Now let’s talk about the drawbacks of credit cards. First of all, credit cards make it deceptively easy to spend money, whether or not you have it. Swiping a credit card is not nearly as painful as taking actual money out of your pocket, and the psychological deterrent to parting with your money is therefore lessened considerably. Studies show that people spend about 30% more when paying by credit card than with cash. The second major drawback is that credit cards are a form of loan. You’re actually borrowing money — but without realizing it. A loan in which you realize that you are borrowing is preferable to one in which you are unaware that you’re borrowing, because you’re less likely to borrow unnecessarily, and more likely to repay, when the decision to take the loan was a conscious one.
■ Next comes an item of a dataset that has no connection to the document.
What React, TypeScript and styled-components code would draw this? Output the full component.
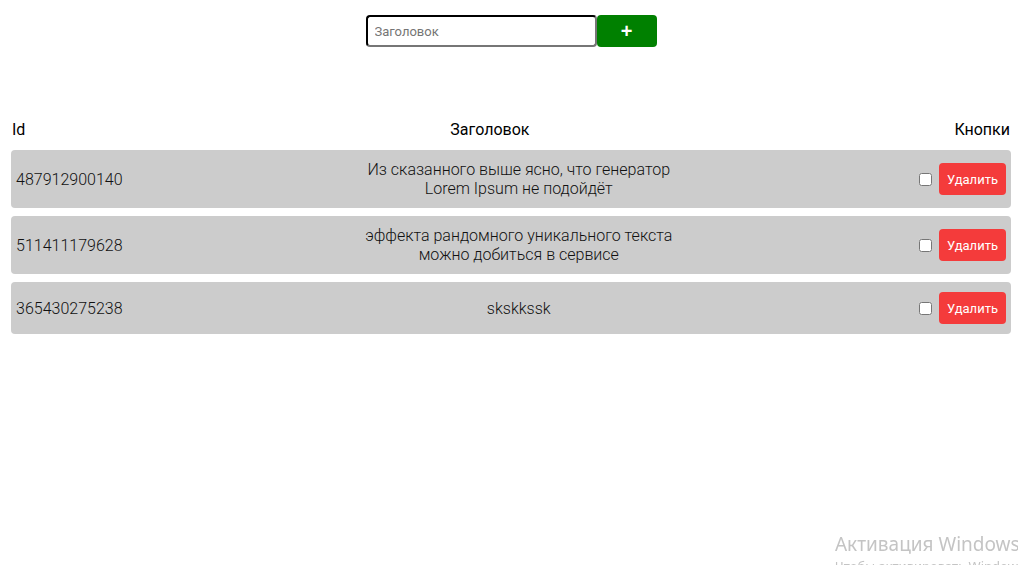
import React from "react";
import styled, { createGlobalStyle } from "styled-components";

const GlobalStyle = createGlobalStyle`
  html, body { margin: 0; padding: 0; background: #fff; }
  body { font-family: Roboto, "Noto Sans", sans-serif; color: #000; }
`;

const Page = styled.div`
  padding: 15px 7px 0 11px;
`;

const Form = styled.form`
  display: flex;
  justify-content: center;
  margin: 0;
`;

const Input = styled.input`
  box-sizing: border-box;
  width: 231px;
  height: 32px;
  border: 2px inset #767676;
  border-color: #222 #767676 #767676 #222;
  border-radius: 4px;
  padding: 0 7px;
  font-family: Roboto, sans-serif;
  font-size: 13px;
  color: #000;
  outline: none;
  &::placeholder { color: #757575; }
`;

const AddButton = styled.button`
  box-sizing: border-box;
  width: 60px;
  height: 32px;
  border: none;
  border-radius: 4px;
  background: #008000;
  color: #fff;
  font-family: Arial, "Liberation Sans", sans-serif;
  font-weight: bold;
  font-size: 20px;
  line-height: 1;
  padding: 0;
`;

const Header = styled.div`
  display: flex;
  justify-content: space-between;
  margin-top: 73px;
  margin-bottom: 11px;
  padding: 0 1px;
  font-size: 16px;
  line-height: 19px;
`;

const List = styled.div`
  display: flex;
  flex-direction: column;
  gap: 8px;
`;

const Row = styled.div`
  display: flex;
  justify-content: space-between;
  align-items: center;
  background: #cccccc;
  border-radius: 4px;
  padding: 10px 5px;
  font-size: 16px;
  line-height: 19px;
  font-weight: 300;
  color: #111;
`;

const IdCell = styled.div``;

const Title = styled.div`
  width: 320px;
  text-align: center;
`;

const Actions = styled.div`
  display: flex;
  align-items: center;
`;

const Check = styled.input`
  width: 13px;
  height: 13px;
  margin: 0 7px 0 4px;
`;

const DeleteButton = styled.button`
  box-sizing: border-box;
  width: 67px;
  height: 32px;
  border: none;
  border-radius: 4px;
  background: #f43b3b;
  color: #fff;
  font-family: Roboto, sans-serif;
  font-size: 13px;
  padding: 0;
`;

const Watermark = styled.div`
  position: fixed;
  left: 835px;
  top: 531px;
  color: #c4c4c4;
  font-family: "Noto Sans", "Open Sans", sans-serif;
  white-space: nowrap;
  pointer-events: none;
`;

const WmTitle = styled.div`
  font-size: 19px;
  line-height: 26px;
`;

const WmSub = styled.div`
  font-size: 13px;
  line-height: 18px;
`;

const items = [
  { id: "487912900140", title: "Из сказанного выше ясно, что генератор Lorem Ipsum не подойдёт" },
  { id: "511411179628", title: "эффекта рандомного уникального текста можно добиться в сервисе" },
  { id: "365430275238", title: "skskkssk" },
];

export default function App() {
  return (
    <>
      <GlobalStyle />
      <Page>
        <Form onSubmit={(e) => e.preventDefault()}>
          <Input placeholder="Заголовок" />
          <AddButton type="submit">+</AddButton>
        </Form>
        <Header>
          <span>Id</span>
          <span>Заголовок</span>
          <span>Кнопки</span>
        </Header>
        <List>
          {items.map((it) => (
            <Row key={it.id}>
              <IdCell>{it.id}</IdCell>
              <Title>{it.title}</Title>
              <Actions>
                <Check type="checkbox" />
                <DeleteButton>Удалить</DeleteButton>
              </Actions>
            </Row>
          ))}
        </List>
      </Page>
      <Watermark>
        <WmTitle>Активация Windows</WmTitle>
        <WmSub>Чтобы активировать Windows, перейдите в раздел</WmSub>
      </Watermark>
    </>
  );
}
Credit card debt is one of the worst forms of debt, for two reasons: One, it usually carries very high interest rates. Two, there is no repayment deadline. As long as you keep making minimum payments, credit card companies are quite happy to keep tacking on more interest, letting your debt balloon to ever-greater proportions. 

In addition, there is little limit as to how much credit companies can raise your rate. Should you make a late payment on a loan, a different credit card, or a utility bill, your interest rates can be increased dramatically, even if you’ve never missed a payment on that particular card. Bouncing a check, exceeding your credit limit, getting a new credit card, and applying for an auto loan or mortgage are other reasons you may see your rates spike.

Because credit card debt is so dangerous, the only people for whom credit card use is advisable are those who: 

(a) can rein in their spending despite the convenience of plastic and 

(b) pay their balance in full every month. 

People who swipe their cards without giving it the same thought they would when spending cash are better off spending cash, unless they’re paying for something that they cannot possibly be spending more for by using a credit card (dental work, for instance, or a utility bill). And people who carry over a balance on their credit cards, even occasionally, should probably avoid using credit cards completely.